** YOUR TASK **
Return the whole listing exactly as it stands.
--- begin RECORDS SUPPLIED ---
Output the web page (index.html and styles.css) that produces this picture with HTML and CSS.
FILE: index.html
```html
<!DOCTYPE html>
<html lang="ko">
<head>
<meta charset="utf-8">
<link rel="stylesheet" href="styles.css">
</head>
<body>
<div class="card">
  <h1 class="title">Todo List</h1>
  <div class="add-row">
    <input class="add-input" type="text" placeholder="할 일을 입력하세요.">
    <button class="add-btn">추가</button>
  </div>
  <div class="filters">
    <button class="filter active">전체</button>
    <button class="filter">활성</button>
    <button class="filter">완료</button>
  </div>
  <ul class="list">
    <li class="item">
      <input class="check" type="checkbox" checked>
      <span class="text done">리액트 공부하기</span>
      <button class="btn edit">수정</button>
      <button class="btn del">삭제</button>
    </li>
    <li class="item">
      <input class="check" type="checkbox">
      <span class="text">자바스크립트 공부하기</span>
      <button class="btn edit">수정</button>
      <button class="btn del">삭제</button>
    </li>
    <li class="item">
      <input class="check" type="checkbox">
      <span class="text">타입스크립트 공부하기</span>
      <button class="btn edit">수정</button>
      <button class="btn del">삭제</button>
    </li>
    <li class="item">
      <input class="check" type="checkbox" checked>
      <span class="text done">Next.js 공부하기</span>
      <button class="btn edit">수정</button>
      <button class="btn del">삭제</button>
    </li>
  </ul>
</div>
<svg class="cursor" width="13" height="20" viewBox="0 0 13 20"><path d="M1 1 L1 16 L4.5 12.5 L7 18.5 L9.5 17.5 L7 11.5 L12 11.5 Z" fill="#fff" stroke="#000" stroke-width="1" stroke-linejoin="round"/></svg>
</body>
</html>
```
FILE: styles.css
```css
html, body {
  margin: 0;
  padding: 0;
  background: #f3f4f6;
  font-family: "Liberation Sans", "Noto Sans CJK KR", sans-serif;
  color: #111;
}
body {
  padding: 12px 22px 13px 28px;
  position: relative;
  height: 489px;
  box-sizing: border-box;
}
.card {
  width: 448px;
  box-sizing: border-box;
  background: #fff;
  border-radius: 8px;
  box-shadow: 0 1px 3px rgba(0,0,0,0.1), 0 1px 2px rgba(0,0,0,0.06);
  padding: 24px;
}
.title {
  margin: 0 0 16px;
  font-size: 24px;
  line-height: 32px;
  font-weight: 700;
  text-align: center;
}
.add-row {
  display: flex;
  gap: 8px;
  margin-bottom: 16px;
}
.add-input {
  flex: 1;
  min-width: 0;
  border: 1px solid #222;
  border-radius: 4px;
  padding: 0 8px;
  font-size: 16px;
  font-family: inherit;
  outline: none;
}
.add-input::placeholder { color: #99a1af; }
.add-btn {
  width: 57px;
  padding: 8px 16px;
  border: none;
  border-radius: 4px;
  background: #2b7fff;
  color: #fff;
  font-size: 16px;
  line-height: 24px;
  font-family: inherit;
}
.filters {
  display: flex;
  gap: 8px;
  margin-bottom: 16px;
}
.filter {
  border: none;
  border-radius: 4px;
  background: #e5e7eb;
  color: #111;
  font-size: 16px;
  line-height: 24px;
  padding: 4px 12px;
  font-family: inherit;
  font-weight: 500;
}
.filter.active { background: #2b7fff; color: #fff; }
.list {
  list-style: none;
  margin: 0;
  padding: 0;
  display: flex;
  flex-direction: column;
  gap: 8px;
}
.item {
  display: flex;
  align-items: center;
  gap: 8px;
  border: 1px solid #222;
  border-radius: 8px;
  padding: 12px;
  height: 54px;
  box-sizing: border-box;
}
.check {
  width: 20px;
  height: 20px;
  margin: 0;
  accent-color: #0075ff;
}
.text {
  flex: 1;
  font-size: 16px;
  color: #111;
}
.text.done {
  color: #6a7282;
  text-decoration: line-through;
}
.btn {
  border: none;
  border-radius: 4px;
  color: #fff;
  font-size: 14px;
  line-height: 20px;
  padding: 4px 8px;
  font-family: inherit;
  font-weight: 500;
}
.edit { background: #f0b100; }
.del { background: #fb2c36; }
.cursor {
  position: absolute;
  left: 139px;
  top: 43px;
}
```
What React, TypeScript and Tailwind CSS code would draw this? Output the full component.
--- end RECORDS SUPPLIED ---
** FULL OUTPUT **
Output the web page (index.html and styles.css) that produces this picture with HTML and CSS.
FILE: index.html
```html
<!DOCTYPE html>
<html lang="ko">
<head>
<meta charset="utf-8">
<link rel="stylesheet" href="styles.css">
</head>
<body>
<div class="card">
  <h1 class="title">Todo List</h1>
  <div class="add-row">
    <input class="add-input" type="text" placeholder="할 일을 입력하세요.">
    <button class="add-btn">추가</button>
  </div>
  <div class="filters">
    <button class="filter active">전체</button>
    <button class="filter">활성</button>
    <button class="filter">완료</button>
  </div>
  <ul class="list">
    <li class="item">
      <input class="check" type="checkbox" checked>
      <span class="text done">리액트 공부하기</span>
      <button class="btn edit">수정</button>
      <button class="btn del">삭제</button>
    </li>
    <li class="item">
      <input class="check" type="checkbox">
      <span class="text">자바스크립트 공부하기</span>
      <button class="btn edit">수정</button>
      <button class="btn del">삭제</button>
    </li>
    <li class="item">
      <input class="check" type="checkbox">
      <span class="text">타입스크립트 공부하기</span>
      <button class="btn edit">수정</button>
      <button class="btn del">삭제</button>
    </li>
    <li class="item">
      <input class="check" type="checkbox" checked>
      <span class="text done">Next.js 공부하기</span>
      <button class="btn edit">수정</button>
      <button class="btn del">삭제</button>
    </li>
  </ul>
</div>
<svg class="cursor" width="13" height="20" viewBox="0 0 13 20"><path d="M1 1 L1 16 L4.5 12.5 L7 18.5 L9.5 17.5 L7 11.5 L12 11.5 Z" fill="#fff" stroke="#000" stroke-width="1" stroke-linejoin="round"/></svg>
</body>
</html>
```
FILE: styles.css
```css
html, body {
  margin: 0;
  padding: 0;
  background: #f3f4f6;
  font-family: "Liberation Sans", "Noto Sans CJK KR", sans-serif;
  color: #111;
}
body {
  padding: 12px 22px 13px 28px;
  position: relative;
  height: 489px;
  box-sizing: border-box;
}
.card {
  width: 448px;
  box-sizing: border-box;
  background: #fff;
  border-radius: 8px;
  box-shadow: 0 1px 3px rgba(0,0,0,0.1), 0 1px 2px rgba(0,0,0,0.06);
  padding: 24px;
}
.title {
  margin: 0 0 16px;
  font-size: 24px;
  line-height: 32px;
  font-weight: 700;
  text-align: center;
}
.add-row {
  display: flex;
  gap: 8px;
  margin-bottom: 16px;
}
.add-input {
  flex: 1;
  min-width: 0;
  border: 1px solid #222;
  border-radius: 4px;
  padding: 0 8px;
  font-size: 16px;
  font-family: inherit;
  outline: none;
}
.add-input::placeholder { color: #99a1af; }
.add-btn {
  width: 57px;
  padding: 8px 16px;
  border: none;
  border-radius: 4px;
  background: #2b7fff;
  color: #fff;
  font-size: 16px;
  line-height: 24px;
  font-family: inherit;
}
.filters {
  display: flex;
  gap: 8px;
  margin-bottom: 16px;
}
.filter {
  border: none;
  border-radius: 4px;
  background: #e5e7eb;
  color: #111;
  font-size: 16px;
  line-height: 24px;
  padding: 4px 12px;
  font-family: inherit;
  font-weight: 500;
}
.filter.active { background: #2b7fff; color: #fff; }
.list {
  list-style: none;
  margin: 0;
  padding: 0;
  display: flex;
  flex-direction: column;
  gap: 8px;
}
.item {
  display: flex;
  align-items: center;
  gap: 8px;
  border: 1px solid #222;
  border-radius: 8px;
  padding: 12px;
  height: 54px;
  box-sizing: border-box;
}
.check {
  width: 20px;
  height: 20px;
  margin: 0;
  accent-color: #0075ff;
}
.text {
  flex: 1;
  font-size: 16px;
  color: #111;
}
.text.done {
  color: #6a7282;
  text-decoration: line-through;
}
.btn {
  border: none;
  border-radius: 4px;
  color: #fff;
  font-size: 14px;
  line-height: 20px;
  padding: 4px 8px;
  font-family: inherit;
  font-weight: 500;
}
.edit { background: #f0b100; }
.del { background: #fb2c36; }
.cursor {
  position: absolute;
  left: 139px;
  top: 43px;
}
```
What React, TypeScript and Tailwind CSS code would draw this? Output the full component.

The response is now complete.